Und das Stadion war wieder da. Und kochte beinahe über, als Yamal nur 60 Sekunden später erneut den bedauernswerten Dimarco aussteigen ließ und den Ball aus spitzem Winkel an die Querlatte setzte - Inters Keeper Yann Sommer hatte irgendwie noch die Fingerspitzen an den Ball bekommen.
"Am ersten Gegenspieler kommt er immer vorbei", hat Teamkollege Pedri jüngst über seinen noch jüngeren Teamkollegen Yamal gesagt. "Was dann passiert weiß man nie so genau", so Pedri.
Dimarco entnervt vom Feld, Inzaghi begeistert
Es ist eben so, dass Yamal auf dem Fußballplatz irgendwie alle Türen offen zu stehen scheinen. Wenn er den ersten Gegenspieler überwunden hat (was tatsächlich immer gelingt) wählt er aus: Er geht ins Dribbling gegen den nächsten Gegner, schießt selbst auf's Tor oder setzt einen Mitspieler gewinnbringend ein. Die ganze Palette. Die auch Inter am Mittwochabend kennenlernen durfte.
Gegenspieler Dimarco ging nach gut 55 Minuten vom Feld, ließ sich auswechseln. Bis dahin hatte Yamal ein halbes Dutzend erstklassiger Barca-Torchancen vorbereitet und einen Treffer selbst erzielt. Simone Inzaghi, Inters Trainer, zeigte sich nach dem Spiel beeindruckt: "Wir haben Yamal gedoppelt, aber selbst das hat nicht ausgereicht. Ich habe seit acht oder neun Jahren keine Spieler mehr derartiger Klasse gesehen."

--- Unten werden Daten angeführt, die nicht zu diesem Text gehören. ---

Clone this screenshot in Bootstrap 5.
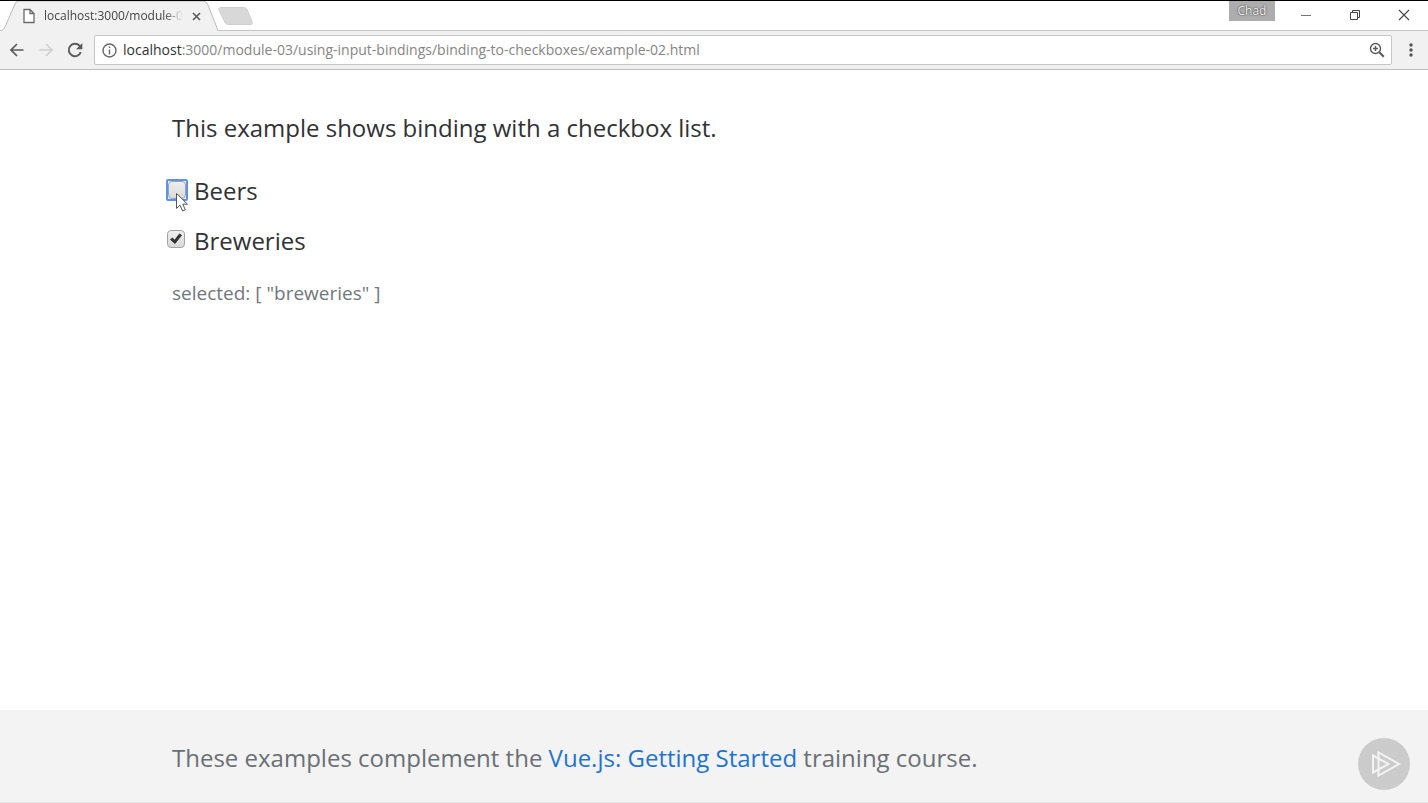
<!DOCTYPE html>
<html lang="en">
<head>
<meta charset="utf-8">
<meta name="viewport" content="width=device-width, initial-scale=1">
<title>Binding to checkboxes</title>
<link href="https://cdn.jsdelivr.net/npm/bootstrap@5.3.0/dist/css/bootstrap.min.css" rel="stylesheet">
<style>
  body { font-family: "Open Sans", "Noto Sans", sans-serif; color: #303234; background: #fff; }
  svg { display: block; flex: none; }
  button { border: 0; background: none; padding: 0; color: #5a5a5a; }

  /* Window frame */
  .title-bar { height: 31px; border-top: 1px solid #000; border-bottom: 1px solid #c4c4c4; }
  .browser-tab { width: 218px; height: 30px; margin-bottom: -1px; padding: 0 15px 0 22px; }
  .tab-shape { position: absolute; inset: 0; }
  .tab-title { font-size: 12px; line-height: 16px; color: #444; width: 140px;
    -webkit-mask-image: linear-gradient(90deg, #000 120px, transparent 139px);
    mask-image: linear-gradient(90deg, #000 120px, transparent 139px); }
  .user-chip { height: 20px; width: 46px; background: #adadad; color: #f4f4f4; font-size: 12px; line-height: 19px; text-shadow: 0 0 2px #444, 0 0 1px #444; }
  .window-buttons { gap: 37px; padding: 0 18px 2px 25px; }

  /* Toolbar */
  .tool-bar { height: 39px; background: #f1f1f1; border-bottom: 1px solid #bdbdbd; padding: 0 14px 0 8px; }
  .nav-buttons { gap: 11px; width: 86px; }
  .address { height: 30px; background: #fff; border: 1px solid #c6c6c6; border-radius: 2px; padding: 0 6px; font-size: 14px; line-height: 20px; }
  .address label { color: #333; margin-left: 5px; }
  .address input { border: 0; padding: 0; outline: 0; color: #858585; min-width: 0; }

  /* Page */
  .page-width { max-width: 1108px; }
  .lead-text { font-size: 24px; line-height: 36px; }
  .main-area { padding-top: 40px; }
  .check-list { margin: 20px 0 0 -5px; }
  .check-row { height: 50px; gap: 9px; }
  .check-row input { appearance: none; width: 18px; height: 18px; margin: 0 0 4px; border: 1px solid #a3a3a3; border-radius: 4px; background: linear-gradient(#efefef, #d9d9d9); }
  .check-row input:checked { background: url("data:image/svg+xml,%3Csvg xmlns='http://www.w3.org/2000/svg' viewBox='0 0 16 16'%3E%3Cpath d='M2 8.500 4.500 6.500l2 2.200 4.900-6.200L14 4.200 7 13z' fill='%23333'/%3E%3C/svg%3E") center / 16px no-repeat, linear-gradient(#efefef, #d9d9d9); }
  /* The focus frame is square, so it is drawn behind the rounded box */
  .focus-frame { width: 22px; height: 22px; padding: 1px; margin: 0 -3px 3px -1px; border: 2px solid #5b93ea; border-radius: 2px; background: #eef3fb; }
  .focus-frame input { margin: -1px; outline: 0; }
  .pointer { position: absolute; left: 8px; top: 26px; z-index: 2; }
  .selection { font-size: 19px; line-height: 28px; color: #71777c; margin-top: 13px; white-space: pre; }
  .page-foot { background: #f3f3f3; border-bottom: 1px solid #e2e2e2; height: 93px; padding-top: 4px; }
  .page-foot p { color: #6a7075; }
  .page-foot a { color: #1f74d0; }
  .brand-mark { position: absolute; right: 18px; bottom: 12px; }
</style>
</head>
<body class="d-flex flex-column min-vh-100">
  <header>
    <div class="title-bar d-flex">
      <div class="browser-tab position-relative d-flex align-items-center">
        <svg class="tab-shape" width="218" height="30" viewBox="0 0 218 30"><path d="M0 30Q4 29 5 26L15 3Q16 0 19 0H203Q206 0 208 4L217 27Q218 30 218 30" fill="#f1f1f1" stroke="#bcbcbc"/></svg>
        <svg class="position-relative" width="14" height="16" viewBox="0 0 14 16" fill="#fff" stroke="#6b6b6b" stroke-width="1.3"><path d="M2 1.5h6l4 4v9H2zM8 1.5v4h4"/></svg>
        <span class="tab-title position-relative ms-2 text-nowrap overflow-hidden">localhost:3000/module-0</span>
        <button class="position-relative ms-2" aria-label="Close tab"><svg width="9" height="9" viewBox="0 0 9 9" stroke="#5a5a5a" stroke-width="1.6"><path d="M1 1l7 7M8 1L1 8"/></svg></button>
      </div>
      <button class="align-self-center" aria-label="New tab"><svg width="36" height="18" viewBox="0 0 36 18"><path d="M3 .5h23q2 0 3 2l5 12q1 3-1 3H10q-2 0-3-2L1 3Q0 .5 3 .5" fill="#d8d8d8" stroke="#cfcfcf"/></svg></button>
      <div class="user-chip ms-auto text-center">Chad</div>
      <div class="window-buttons d-flex align-items-center">
        <button aria-label="Minimize"><svg width="12" height="12" viewBox="0 0 12 12" stroke="#777"><path d="M1 6.5h10"/></svg></button>
        <button aria-label="Restore"><svg width="12" height="12" viewBox="0 0 12 12" fill="none" stroke="#444"><path d="M1.500 3.500h7v7h-7zM3.500 3.500v-2h7v7h-2"/></svg></button>
        <button aria-label="Close window"><svg width="12" height="12" viewBox="0 0 12 12" stroke="#444" stroke-width="1.1"><path d="M1 1l10 10M11 1L1 11"/></svg></button>
      </div>
    </div>
    <div class="tool-bar d-flex align-items-center">
      <div class="nav-buttons d-flex flex-shrink-0">
        <button aria-label="Back"><svg width="18" height="18" viewBox="0 0 18 18" fill="none" stroke="#5a5a5a" stroke-width="1.700"><path d="M15.500 9H3M9 3L3 9l6 6"/></svg></button>
        <button aria-label="Forward"><svg width="18" height="18" viewBox="0 0 18 18" fill="none" stroke="#d0d0d0" stroke-width="1.700"><path d="M2.500 9H15M9 3l6 6-6 6"/></svg></button>
        <button aria-label="Reload"><svg width="18" height="18" viewBox="0 0 18 18" fill="none" stroke="#5a5a5a" stroke-width="1.900"><path d="M14.800 11.200A6.200 6.200 0 1 1 13.500 4.700L15 6.200"/><path d="M16.300 2v6.200h-6.200z" fill="#5a5a5a" stroke="none"/></svg></button>
      </div>
      <div class="address d-flex align-items-center flex-grow-1">
        <svg width="17" height="17" viewBox="0 0 17 17" fill="none" stroke="#666" stroke-width="1.400"><circle cx="8.500" cy="8.500" r="6.500"/><path d="M8.500 7.500v5M8.500 4.500v1.600"/></svg>
        <label for="url">localhost</label>
        <input id="url" class="flex-grow-1" type="text" value=":3000/module-03/using-input-bindings/binding-to-checkboxes/example-02.html">
        <button aria-label="Zoom"><svg width="16" height="16" viewBox="0 0 16 16" fill="none" stroke="#5a5a5a" stroke-width="1.400"><circle cx="6.500" cy="6.500" r="5"/><path d="M4 6.500h5M6.500 4v5"/><path d="M10.300 10.300l4.500 4.500" stroke-width="2"/></svg></button>
      </div>
      <button class="ms-3" aria-label="Menu"><svg width="6" height="16" viewBox="0 0 6 16" fill="#555"><circle cx="3" cy="3" r="1.700"/><circle cx="3" cy="8" r="1.700"/><circle cx="3" cy="13" r="1.700"/></svg></button>
    </div>
  </header>

  <main class="container-fluid page-width main-area flex-grow-1">
    <p class="lead-text mb-0">This example shows binding with a checkbox list.</p>
    <div class="check-list">
      <div class="check-row position-relative d-flex align-items-center">
        <span class="focus-frame d-flex"><input type="checkbox" id="beers"></span>
        <label class="lead-text" for="beers">Beers</label>
        <svg class="pointer" width="14" height="21" viewBox="0 0 14 21"><path d="M1.500 1.500v15l3.500-3.300 2.600 5.800 2.700-1.200-2.500-5.600h4.700z" fill="#fff" stroke="#555"/></svg>
      </div>
      <div class="check-row d-flex align-items-center">
        <input type="checkbox" id="breweries" checked>
        <label class="lead-text" for="breweries">Breweries</label>
      </div>
    </div>
    <div class="selection">selected: [ "breweries" ]</div>
  </main>

  <footer class="page-foot position-relative d-flex align-items-center">
    <div class="container-fluid page-width">
      <p class="lead-text mb-0">These examples complement the <a class="text-decoration-none" href="#">Vue.js: Getting Started</a> training course.</p>
    </div>
    <svg class="brand-mark" width="52" height="52" viewBox="0 0 52 52" fill="none" stroke="#f3f3f3" stroke-width="2"><circle cx="26" cy="26" r="26" fill="#cbcbcb" stroke="none"/><path d="M20.500 14.500v23L41 26zM15 17.500v17L30.500 26z"/></svg>
  </footer>
<script src="https://cdn.jsdelivr.net/npm/bootstrap@5.3.0/dist/js/bootstrap.bundle.min.js"></script>
</body>
</html>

Barcelona - vorn glänzend, hinten porös
Yamals Wundertaten waren aber auch absolut notwendig, um seinen Klub überhaupt im Spiel zu halten. Denn gegen die cleveren Inter-Spieler offenbarte sich ein ums andere Mal Barcelonas großes Problem: Bei allem Glanz in der Offensive hapert es doch deutlich hinten. Vor allem bei gegnerischen Standards. Inter hätte an diesem Abend deutlich mehr als drei Tore gegen Barcas poröse Defensive erzielen können.

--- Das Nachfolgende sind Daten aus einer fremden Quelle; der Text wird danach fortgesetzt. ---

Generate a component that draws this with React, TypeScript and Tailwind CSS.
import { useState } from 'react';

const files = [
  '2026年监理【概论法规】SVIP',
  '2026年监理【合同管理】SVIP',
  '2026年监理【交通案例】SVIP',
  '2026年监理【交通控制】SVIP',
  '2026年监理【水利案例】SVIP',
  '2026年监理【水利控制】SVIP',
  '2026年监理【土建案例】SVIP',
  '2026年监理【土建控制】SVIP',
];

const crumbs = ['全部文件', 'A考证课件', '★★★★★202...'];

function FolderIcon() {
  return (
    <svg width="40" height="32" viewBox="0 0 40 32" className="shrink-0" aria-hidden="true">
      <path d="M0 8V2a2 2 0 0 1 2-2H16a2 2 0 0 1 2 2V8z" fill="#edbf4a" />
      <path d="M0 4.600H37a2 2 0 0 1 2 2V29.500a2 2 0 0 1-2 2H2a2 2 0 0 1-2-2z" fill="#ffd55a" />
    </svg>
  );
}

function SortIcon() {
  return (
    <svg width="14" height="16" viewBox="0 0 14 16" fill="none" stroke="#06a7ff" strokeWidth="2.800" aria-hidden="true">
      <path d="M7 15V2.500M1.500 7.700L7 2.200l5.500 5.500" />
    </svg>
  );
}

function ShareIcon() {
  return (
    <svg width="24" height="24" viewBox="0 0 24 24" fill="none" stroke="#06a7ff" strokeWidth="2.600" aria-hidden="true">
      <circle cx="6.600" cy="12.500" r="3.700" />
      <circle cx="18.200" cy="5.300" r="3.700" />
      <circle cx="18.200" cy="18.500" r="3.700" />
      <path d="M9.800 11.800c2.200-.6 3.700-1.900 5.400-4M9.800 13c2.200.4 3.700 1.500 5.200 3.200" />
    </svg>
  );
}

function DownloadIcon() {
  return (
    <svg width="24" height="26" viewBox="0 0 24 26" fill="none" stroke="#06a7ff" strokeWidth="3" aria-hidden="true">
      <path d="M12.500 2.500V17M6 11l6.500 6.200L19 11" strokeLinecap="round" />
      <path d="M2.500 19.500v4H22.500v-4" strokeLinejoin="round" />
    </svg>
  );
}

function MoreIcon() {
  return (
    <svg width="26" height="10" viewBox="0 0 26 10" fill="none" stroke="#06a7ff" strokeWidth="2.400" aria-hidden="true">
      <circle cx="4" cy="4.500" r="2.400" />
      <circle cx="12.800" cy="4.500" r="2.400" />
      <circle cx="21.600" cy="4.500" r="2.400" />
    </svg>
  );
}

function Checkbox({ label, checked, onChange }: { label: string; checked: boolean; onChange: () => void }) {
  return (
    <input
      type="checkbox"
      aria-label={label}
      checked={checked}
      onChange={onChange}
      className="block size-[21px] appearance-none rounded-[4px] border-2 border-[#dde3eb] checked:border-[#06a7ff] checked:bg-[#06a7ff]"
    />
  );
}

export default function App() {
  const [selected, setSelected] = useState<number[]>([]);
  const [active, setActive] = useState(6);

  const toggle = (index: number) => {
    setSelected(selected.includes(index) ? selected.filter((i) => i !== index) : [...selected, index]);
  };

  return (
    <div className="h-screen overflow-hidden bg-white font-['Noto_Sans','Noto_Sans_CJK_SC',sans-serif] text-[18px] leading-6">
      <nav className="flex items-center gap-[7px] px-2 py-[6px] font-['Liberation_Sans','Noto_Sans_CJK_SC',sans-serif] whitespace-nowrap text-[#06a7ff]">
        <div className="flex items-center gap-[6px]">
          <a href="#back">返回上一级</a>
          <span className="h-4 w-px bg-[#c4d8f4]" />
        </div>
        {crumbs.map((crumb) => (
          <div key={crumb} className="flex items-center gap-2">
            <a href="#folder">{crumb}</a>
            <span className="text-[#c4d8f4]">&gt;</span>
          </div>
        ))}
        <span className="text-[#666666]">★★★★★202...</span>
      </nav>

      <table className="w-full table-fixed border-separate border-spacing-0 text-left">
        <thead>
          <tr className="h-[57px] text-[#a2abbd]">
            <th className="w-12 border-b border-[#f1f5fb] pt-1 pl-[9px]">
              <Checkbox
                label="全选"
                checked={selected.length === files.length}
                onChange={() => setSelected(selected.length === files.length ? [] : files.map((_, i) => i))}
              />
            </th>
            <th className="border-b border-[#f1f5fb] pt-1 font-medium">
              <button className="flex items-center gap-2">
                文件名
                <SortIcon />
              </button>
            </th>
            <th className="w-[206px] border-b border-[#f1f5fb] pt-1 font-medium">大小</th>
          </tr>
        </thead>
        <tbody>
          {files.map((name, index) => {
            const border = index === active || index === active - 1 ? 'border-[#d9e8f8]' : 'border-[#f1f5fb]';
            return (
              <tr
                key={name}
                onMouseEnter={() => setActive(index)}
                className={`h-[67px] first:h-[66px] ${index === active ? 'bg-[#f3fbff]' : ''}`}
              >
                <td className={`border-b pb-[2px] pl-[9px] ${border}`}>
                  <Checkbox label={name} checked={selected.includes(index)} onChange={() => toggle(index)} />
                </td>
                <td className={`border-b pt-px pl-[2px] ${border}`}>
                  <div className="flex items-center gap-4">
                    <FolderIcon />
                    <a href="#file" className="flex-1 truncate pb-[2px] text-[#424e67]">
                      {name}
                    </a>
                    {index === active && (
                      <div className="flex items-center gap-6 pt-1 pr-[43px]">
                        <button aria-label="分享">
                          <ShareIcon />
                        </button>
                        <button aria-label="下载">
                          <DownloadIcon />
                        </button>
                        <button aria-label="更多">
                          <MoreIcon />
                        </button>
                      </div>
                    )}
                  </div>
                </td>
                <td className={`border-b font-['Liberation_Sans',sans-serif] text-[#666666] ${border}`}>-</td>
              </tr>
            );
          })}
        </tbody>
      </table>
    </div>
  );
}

Bei Raphinhas anschließendem Tor zum 3:3-Ausgleich ließ Yamal als entscheidender Vorbereiter die Kugel einfach an sich vorbeilaufen. Und sein Mitspieler hatte freie Bahn. "Ich sehe Spielsituationen eher als andere" - wir erinnern uns.
Zweiter Lattentreffer - Krönung bleibt Yamal versagt
In der 87. Minute hätte Yamal seine Vorstellung um ein Haar gekrönt. Sein Lupfer aus 15 Metern halblinker Position fiel aber nicht ins Tor, sondern klatschte an die Querlatte. So endete die spektakuläre Partie ohne Sieger. Wobei: Lamine Yamal durfte sich schon irgendwie als Gewinner fühlen - sowie alle, die ihm an diesem Abend wieder beim Spielen zuschauen durften.